Council members said they want longitudinal data — not only anecdotal complaints — to show whether noise problems are episodic or persistent and whether readings differ by measurement location. Council members and residents raised concern about nighttime disturbance in downtown areas and asked staff, the police chief and property managers to work cooperatively to produce a report before the council considers formal ordinance changes.

The data request grew out of ongoing complaints about amplified music downtown and earlier discussions about lowering a numeric decibel standard (for example, from 70 to 65) and removing a 5% margin in the current rule. Chief Dean told the council the police department can take readings in both A and C weightings, and the council settled on a plan to collect data over a month and to include Fourth of July weekend measurements so the council has samples from busy summer weekends.

Residents who spoke urged tighter controls and clearer measurement rules. Sasha Crow, who identified herself as attending a symposium on wind energy, raised concerns about low-frequency noise and cited health effects listed in published guidance, saying, “Low frequency waves range increase in turbulent weather and during temperature inversions by at least fivefold.” Another resident, Marie Langdon of Calico Hill, told the council she was upset that a middle-school performance drew a complaint that required a police response.

Council members also asked staff and the town attorney to review a pair of ordinance cross-references that currently exempt activities conducted under a special-event license or an outdoor-entertainment license from certain provisions of the noise ordinance (referenced in the meeting as “12-50” and the outdoor-entertainment section). The council discussed clarifying whether those exemptions apply to the property-boundary prohibition, to the numerical decibel limit, or to both, and whether tents or temporary outdoor setups should remain exempt.

The council reviewed enforcement tools and noted the existing enforcement provision cited in the meeting, which the staff read as allowing fines and allowing the council to revoke an outdoor-entertainment license after notice and a duly advertised show-cause hearing (the transcript referenced “section 8-258” in that context). Members said they still want a data-driven approach: the police readings will be the official evidence for any formal complaint, while citizen meter readings may inform the discussion but would not substitute for the department’s certified measurements in enforcement cases.

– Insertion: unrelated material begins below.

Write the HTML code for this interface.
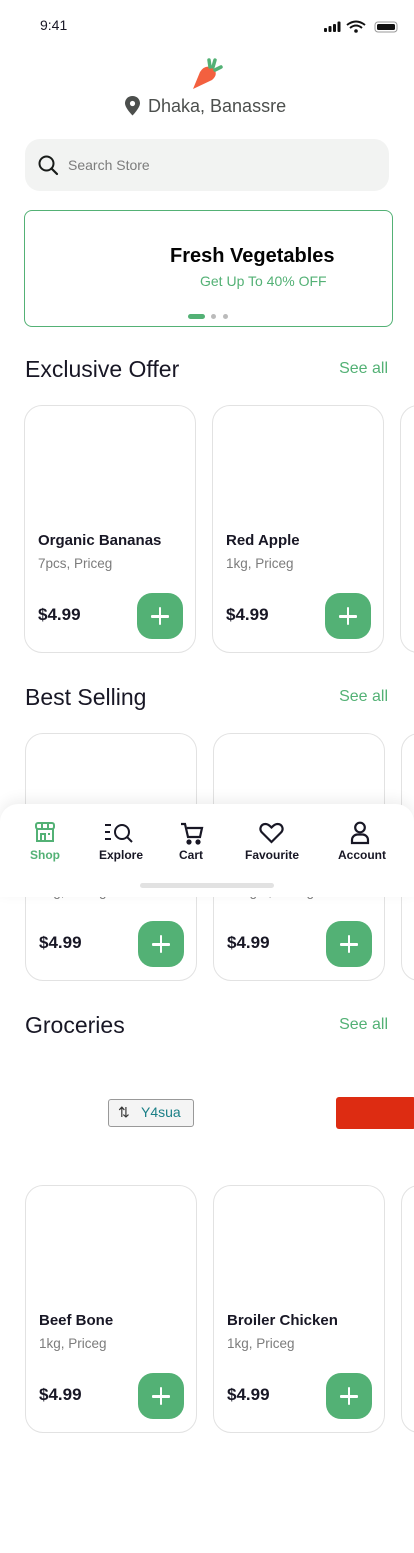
<!DOCTYPE html>
<html><head><meta charset="utf-8"><style>
*{margin:0;padding:0;box-sizing:border-box}
body{width:414px;height:1553px;background:#fff;font-family:"Liberation Sans",sans-serif;position:relative;overflow:hidden;color:#181725}
.a{position:absolute}
.card{position:absolute;width:172px;height:248px;border:1px solid #e2e2e2;border-radius:18px;background:#fff}
.card .n{position:absolute;left:13px;top:126px;font-size:15px;font-weight:bold;color:#181725}
.card .s{position:absolute;left:13px;top:150px;font-size:13.5px;color:#7c7c7c}
.card .p{position:absolute;left:13px;top:199px;font-size:17px;font-weight:bold}
.card .b{position:absolute;left:112px;top:187px;width:46px;height:46px;border-radius:15px;background:#53b175}
.card .b:before{content:"";position:absolute;left:14px;top:22px;width:18px;height:2.5px;background:#fff;border-radius:1px}
.card .b:after{content:"";position:absolute;left:21.7px;top:14px;width:2.5px;height:18px;background:#fff;border-radius:1px}
.h{position:absolute;left:25px;font-size:23px;color:#181725}
.sa{position:absolute;right:26px;font-size:16px;color:#53b175}
.nav{position:absolute;left:0;top:804px;width:414px;height:93px;background:#fff;border-radius:18px 18px 0 0;box-shadow:0 -4px 14px rgba(0,0,0,.07)}
.ni{position:absolute;top:44px;font-size:12px;font-weight:bold;color:#181725;text-align:center}
</style></head><body>
<div class="a" style="left:40px;top:17px;font-size:14px">9:41</div>
<svg class="a" style="left:323px;top:20px" width="76" height="14" viewBox="0 0 76 14">
<rect x="1" y="8" width="3" height="4" rx="1" fill="#111"/><rect x="5.5" y="6" width="3" height="6" rx="1" fill="#111"/><rect x="10" y="4" width="3" height="8" rx="1" fill="#111"/><rect x="14.5" y="1.5" width="3" height="10.5" rx="1" fill="#111"/>
<path d="M24 5 Q33 -2 42 5" stroke="#111" stroke-width="2" fill="none"/><path d="M27 8 Q33 3 39 8" stroke="#111" stroke-width="2" fill="none"/><circle cx="33" cy="11" r="1.8" fill="#111"/>
<rect x="52" y="2" width="22" height="10" rx="3" fill="none" stroke="#999"/><rect x="54" y="4" width="18" height="6" rx="1.5" fill="#111"/>
</svg>
<svg class="a" style="left:190px;top:56px" width="36" height="36" viewBox="0 0 36 36">
<path d="M3 33 L10 16 Q15 8 23 12 Q29 18 22 24 Z" fill="#f3603f"/>
<path d="M20 11 L19 4 M23 11 L25 4 M25 14 L31 11" stroke="#53b175" stroke-width="3.5" stroke-linecap="round"/>
</svg>
<svg class="a" style="left:124px;top:96px" width="17" height="20" viewBox="0 0 17 20"><path d="M8.5 0C4 0 1 3.3 1 7.3 1 12 8.5 19.5 8.5 19.5S16 12 16 7.3C16 3.3 13 0 8.5 0Z" fill="#4c4f4d"/><circle cx="8.5" cy="7.5" r="2.6" fill="#fff"/></svg>
<div class="a" style="left:148px;top:96px;font-size:18px;color:#4c4f4d">Dhaka, Banassre</div>
<div class="a" style="left:25px;top:139px;width:364px;height:52px;background:#f2f3f2;border-radius:15px"></div>
<svg class="a" style="left:38px;top:155px" width="21" height="21" viewBox="0 0 21 21"><circle cx="8.5" cy="8.5" r="7" stroke="#181b19" stroke-width="2" fill="none"/><path d="M13.5 13.5L19 19" stroke="#181b19" stroke-width="2.2" stroke-linecap="round"/></svg>
<div class="a" style="left:68px;top:157px;font-size:14px;color:#7c7c7c">Search Store</div>
<div class="a" style="left:24px;top:210px;width:369px;height:117px;border:1.5px solid #53b175;border-radius:8px"></div>
<div class="a" style="left:170px;top:245px;font-size:20px;font-weight:bold;color:#030303">Fresh Vegetables</div>
<div class="a" style="left:200px;top:273px;font-size:14px;color:#53b175">Get Up To 40% OFF</div>
<div class="a" style="left:188px;top:314px;width:17px;height:5px;border-radius:3px;background:#53b175"></div>
<div class="a" style="left:211px;top:314px;width:5px;height:5px;border-radius:3px;background:#bbb"></div>
<div class="a" style="left:223px;top:314px;width:5px;height:5px;border-radius:3px;background:#bbb"></div>

<div class="h" style="top:356px">Exclusive Offer</div><div class="sa" style="top:360px">See all</div>
<div class="card" style="left:24px;top:405px"><div class="n">Organic Bananas</div><div class="s">7pcs, Priceg</div><div class="p">$4.99</div><div class="b"></div></div>
<div class="card" style="left:212px;top:405px"><div class="n">Red Apple</div><div class="s">1kg, Priceg</div><div class="p">$4.99</div><div class="b"></div></div>
<div class="card" style="left:400px;top:405px"></div>

<div class="h" style="top:684px">Best Selling</div><div class="sa" style="top:688px">See all</div>
<div class="card" style="left:25px;top:733px"><div class="n">Bell Pepper Red</div><div class="s">1kg, Priceg</div><div class="p">$4.99</div><div class="b"></div></div>
<div class="card" style="left:213px;top:733px"><div class="n">Ginger</div><div class="s">250gm, Priceg</div><div class="p">$4.99</div><div class="b"></div></div>
<div class="card" style="left:401px;top:733px"></div>

<div class="nav">
<svg class="a" style="left:34px;top:17px" width="22" height="22" viewBox="0 0 22 22" fill="none" stroke="#53b175" stroke-width="2"><rect x="2" y="2" width="18" height="6" rx="2"/><path d="M8 2v6M14 2v6M3 8v12h16V8M7 20v-7h4v7M14 13h2"/></svg>
<div class="ni" style="left:30px;color:#53b175">Shop</div>
<svg class="a" style="left:104px;top:18px" width="30" height="22" viewBox="0 0 30 22" fill="none" stroke="#181725" stroke-width="2"><path d="M1 3h6M1 10h5M1 17h6"/><circle cx="18" cy="10" r="7"/><path d="M23 15l5 5"/></svg>
<div class="ni" style="left:99px">Explore</div>
<svg class="a" style="left:180px;top:18px" width="24" height="24" viewBox="0 0 24 24" fill="none" stroke="#181725" stroke-width="2.2"><path d="M1 2h4l3 13h12l2-9H7"/><circle cx="9" cy="20" r="1.5" fill="#181725"/><circle cx="18" cy="20" r="1.5" fill="#181725"/></svg>
<div class="ni" style="left:179px">Cart</div>
<svg class="a" style="left:259px;top:18px" width="25" height="22" viewBox="0 0 25 22" fill="none" stroke="#181725" stroke-width="2.2"><path d="M12.5 20L3 10.5C0 7.5 1.5 2 6.5 2c3 0 4.5 2 6 3.5C14 4 15.5 2 18.5 2c5 0 6.5 5.5 3.5 8.5Z"/></svg>
<div class="ni" style="left:245px">Favourite</div>
<svg class="a" style="left:350px;top:17px" width="20" height="24" viewBox="0 0 20 24" fill="none" stroke="#181725" stroke-width="2.2"><circle cx="10" cy="6.5" r="4.8"/><path d="M2 22v-3c0-3 2.5-5.5 5.5-5.5h5c3 0 5.5 2.5 5.5 5.5v3Z"/></svg>
<div class="ni" style="left:338px">Account</div>
<div class="a" style="left:140px;top:79px;width:134px;height:5px;border-radius:3px;background:#e2e2e2"></div>
</div>

<div class="h" style="top:1012px">Groceries</div><div class="sa" style="top:1016px">See all</div>
<div class="a" style="left:108px;top:1099px;width:86px;height:28px;border:1px solid #999;border-radius:3px;background:#f4f4f4"></div>
<div class="a" style="left:118px;top:1104px;font-size:14px;color:#333">⇅</div>
<div class="a" style="left:141px;top:1104px;font-size:14px;color:#1a7f86">Y4sua</div>
<div class="a" style="left:336px;top:1097px;width:80px;height:32px;border-radius:3px;background:#dd2c12"></div>

<div class="card" style="left:25px;top:1185px"><div class="n">Beef Bone</div><div class="s">1kg, Priceg</div><div class="p">$4.99</div><div class="b"></div></div>
<div class="card" style="left:213px;top:1185px"><div class="n">Broiler Chicken</div><div class="s">1kg, Priceg</div><div class="p">$4.99</div><div class="b"></div></div>
<div class="card" style="left:401px;top:1185px"></div>
</body></html>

The council requested that staff clarify three operational details before it drafts any ordinance change: (1) the measurement point (the group discussed taking readings from the sidewalk in front of an establishment or from the property line), (2) whether readings should be taken only after a complaint or on a scheduled sampling basis, and (3) whether readings should be in both A- and C-weighted scales. Chief Dean said the department can deliver both A and C measurements.

Council members asked the town attorney and police to return to the council with recommended drafting language and to schedule any ordinance change only after the department’s report. Several council members said they prefer to keep the issue on the council’s work-session agenda so the issue does not fade between busy summer meetings.

The council did not adopt an ordinance at the June 4 meeting; it directed staff and the police department to gather the agreed measurements and to report back at a future meeting.

Residents and business representatives told the council they are willing to cooperate in a trial data collection period and that some establishments already use onsite sound engineers or directional speakers; council members said those operational facts should be part of the report the police provide.

The council also asked its land-use attorney to review the outdoor-entertainment license and special-event provisions to determine whether the exemptions in the noise code should be narrowed or reworded so noise protections apply consistently across venues and permit types.